Regardless of my opinions, this is still a timeless classic. I strongly recommend it to all 10-14-year-olds. Particularly those who are interested in survival stories and strong female protagonists.

3 stars

4 Comments

  • Ashlee March 22, 2016 at 7:54 pm

    In elementary school this book was one of my favorites. Ever. I’ve tried rereading it in the past year or so but stalled out. It’s hard when there are so many other books to read!

    • Jackie B March 22, 2016 at 8:37 pm

      I completely agree there are many books to read. Re-reading it as an adult was… a little disappointing, but also very enlightening. This is part of a quest I have to read all the Newbery Award winners. I feel like I need to re-read the ones I read as a child to properly compare them all.

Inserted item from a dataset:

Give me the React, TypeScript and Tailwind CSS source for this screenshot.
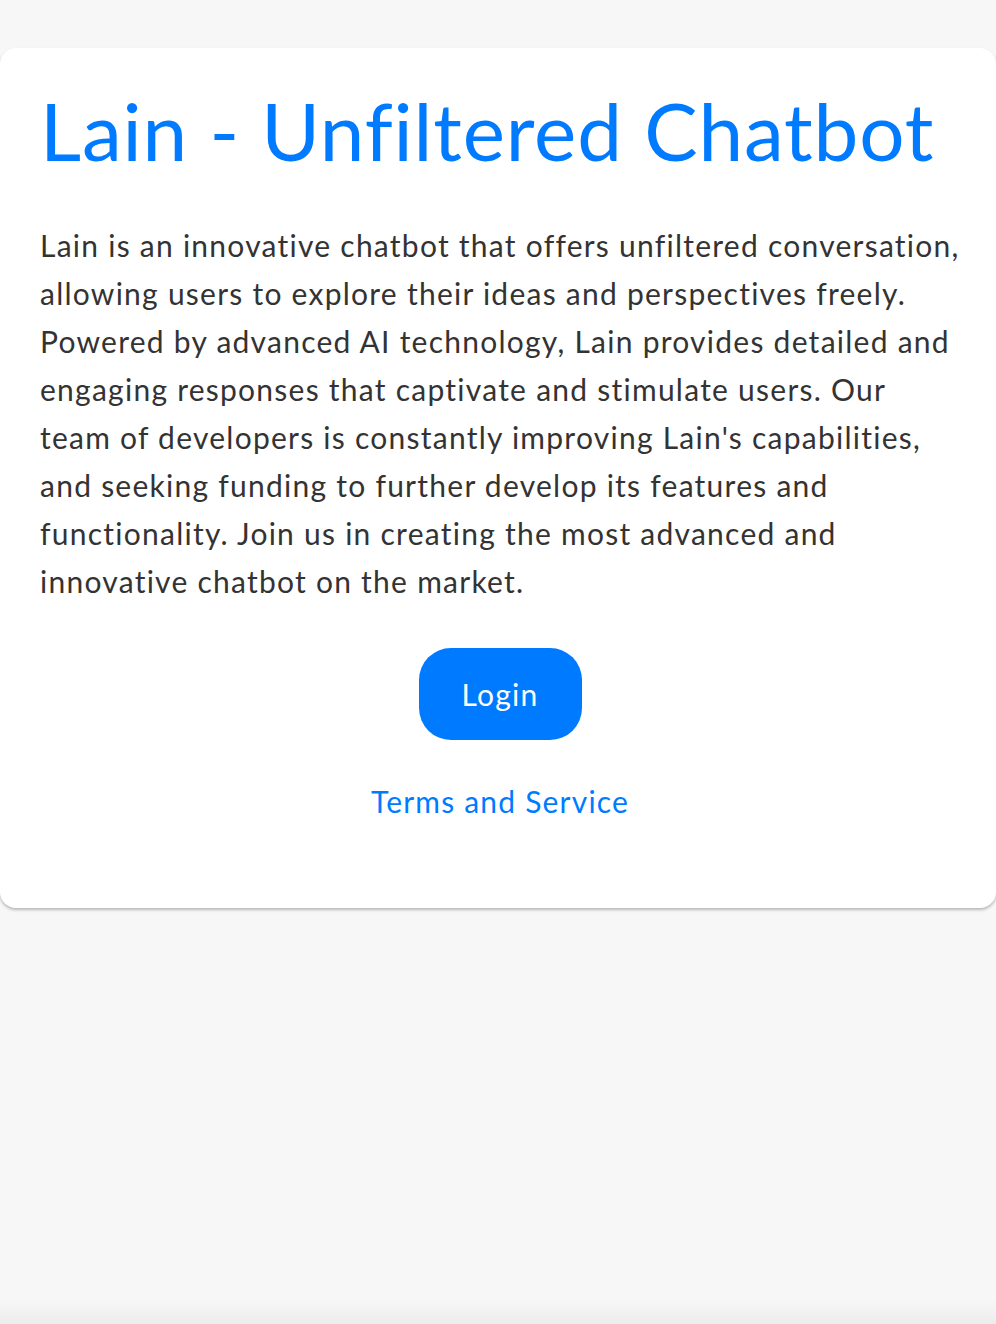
const lines = [
  "Lain is an innovative chatbot that offers unfiltered conversation,",
  "allowing users to explore their ideas and perspectives freely.",
  "Powered by advanced AI technology, Lain provides detailed and",
  "engaging responses that captivate and stimulate users. Our",
  "team of developers is constantly improving Lain's capabilities,",
  "and seeking funding to further develop its features and",
  "functionality. Join us in creating the most advanced and",
  "innovative chatbot on the market.",
]

export default function App() {
  return (
    <main className="min-h-screen flex flex-col bg-[#f7f7f7] font-['Lato',sans-serif]">
      <div className="pt-12">
        <section className="bg-white rounded-2xl shadow-[0_2px_3px_rgba(0,0,0,0.25)] pl-10 pr-9 pt-[42px] pb-[83px]">
          <h1 className="text-[80px] leading-none tracking-[0.85px] text-[#007bff]">Lain - Unfiltered Chatbot</h1>

          <p className="mt-[51px] text-[30px] leading-[48px] tracking-[1.25px] text-[#333] whitespace-nowrap">
            {lines.map((l) => (
              <span key={l} className="block">
                {l}
              </span>
            ))}
          </p>

          <div className="flex flex-col items-center">
            <button className="mt-[43px] w-[163px] h-[92px] rounded-[32px] bg-[#007bff] text-white text-[30px] tracking-[1.2px]">
              Login
            </button>
            <a href="#" className="mt-[37px] text-[30px] leading-[48px] tracking-[1.2px] text-[#007bff]">
              Terms and Service
            </a>
          </div>
        </section>
      </div>
      <div className="flex-1" />
      <div className="h-6 bg-gradient-to-b from-[#f7f7f7] to-[#ececec]" />
    </main>
  )
}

  • M @ A Blog Of One's Own September 30, 2016 at 5:04 pm

    I don’t know how I would feel about this book today, but when we read it in school and I was about 12 I guess, I absolutely loved it. Although I’m not sure if we talked about the fact that this was based on a true story. If we did, I forgot about it, so thank you for pointing that out 🙂

    • Jackie B October 2, 2016 at 10:36 am

      I also read it in school around that time, and I was shocked that no one pointed that out to me. It would have made me appreciate the book more as a kid, since we were reading other survival books at the time (like Hatchet), and I was bored. Knowing a woman did this for real would have made this much more gripping for me.